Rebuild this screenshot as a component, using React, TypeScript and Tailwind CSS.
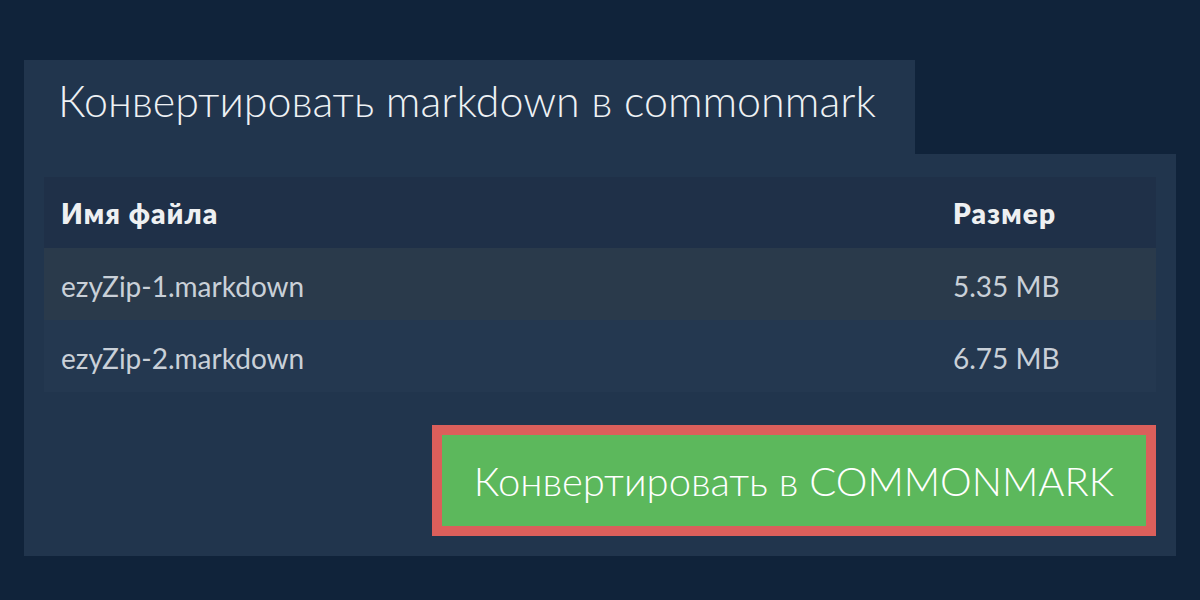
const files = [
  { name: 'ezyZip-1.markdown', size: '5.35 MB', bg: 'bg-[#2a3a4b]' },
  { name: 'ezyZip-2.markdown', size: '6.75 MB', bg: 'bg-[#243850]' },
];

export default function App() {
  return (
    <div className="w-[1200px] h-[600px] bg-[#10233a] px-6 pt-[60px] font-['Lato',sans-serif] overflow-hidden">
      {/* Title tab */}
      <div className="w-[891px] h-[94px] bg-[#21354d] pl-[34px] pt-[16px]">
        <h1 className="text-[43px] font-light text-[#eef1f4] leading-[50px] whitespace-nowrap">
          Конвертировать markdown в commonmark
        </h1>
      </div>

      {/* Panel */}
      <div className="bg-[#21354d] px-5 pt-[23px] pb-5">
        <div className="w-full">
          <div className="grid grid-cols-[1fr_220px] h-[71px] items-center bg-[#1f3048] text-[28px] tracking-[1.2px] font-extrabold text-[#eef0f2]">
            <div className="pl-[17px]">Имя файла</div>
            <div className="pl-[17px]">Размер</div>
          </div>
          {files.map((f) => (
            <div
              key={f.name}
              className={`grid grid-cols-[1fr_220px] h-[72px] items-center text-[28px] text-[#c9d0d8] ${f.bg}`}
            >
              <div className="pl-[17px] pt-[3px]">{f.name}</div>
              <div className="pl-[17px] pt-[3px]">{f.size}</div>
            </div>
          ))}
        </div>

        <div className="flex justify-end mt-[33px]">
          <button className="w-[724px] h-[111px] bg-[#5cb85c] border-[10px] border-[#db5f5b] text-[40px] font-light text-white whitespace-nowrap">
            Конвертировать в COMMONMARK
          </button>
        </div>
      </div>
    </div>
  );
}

========

_Task to carry out:_ Copy the material shown above in full and exactly. Skip the pictures.

_Exercise answer:_
Rebuild this screenshot as a component, using React, TypeScript and Tailwind CSS.
const files = [
  { name: 'ezyZip-1.markdown', size: '5.35 MB', bg: 'bg-[#2a3a4b]' },
  { name: 'ezyZip-2.markdown', size: '6.75 MB', bg: 'bg-[#243850]' },
];

export default function App() {
  return (
    <div className="w-[1200px] h-[600px] bg-[#10233a] px-6 pt-[60px] font-['Lato',sans-serif] overflow-hidden">
      {/* Title tab */}
      <div className="w-[891px] h-[94px] bg-[#21354d] pl-[34px] pt-[16px]">
        <h1 className="text-[43px] font-light text-[#eef1f4] leading-[50px] whitespace-nowrap">
          Конвертировать markdown в commonmark
        </h1>
      </div>

      {/* Panel */}
      <div className="bg-[#21354d] px-5 pt-[23px] pb-5">
        <div className="w-full">
          <div className="grid grid-cols-[1fr_220px] h-[71px] items-center bg-[#1f3048] text-[28px] tracking-[1.2px] font-extrabold text-[#eef0f2]">
            <div className="pl-[17px]">Имя файла</div>
            <div className="pl-[17px]">Размер</div>
          </div>
          {files.map((f) => (
            <div
              key={f.name}
              className={`grid grid-cols-[1fr_220px] h-[72px] items-center text-[28px] text-[#c9d0d8] ${f.bg}`}
            >
              <div className="pl-[17px] pt-[3px]">{f.name}</div>
              <div className="pl-[17px] pt-[3px]">{f.size}</div>
            </div>
          ))}
        </div>

        <div className="flex justify-end mt-[33px]">
          <button className="w-[724px] h-[111px] bg-[#5cb85c] border-[10px] border-[#db5f5b] text-[40px] font-light text-white whitespace-nowrap">
            Конвертировать в COMMONMARK
          </button>
        </div>
      </div>
    </div>
  );
}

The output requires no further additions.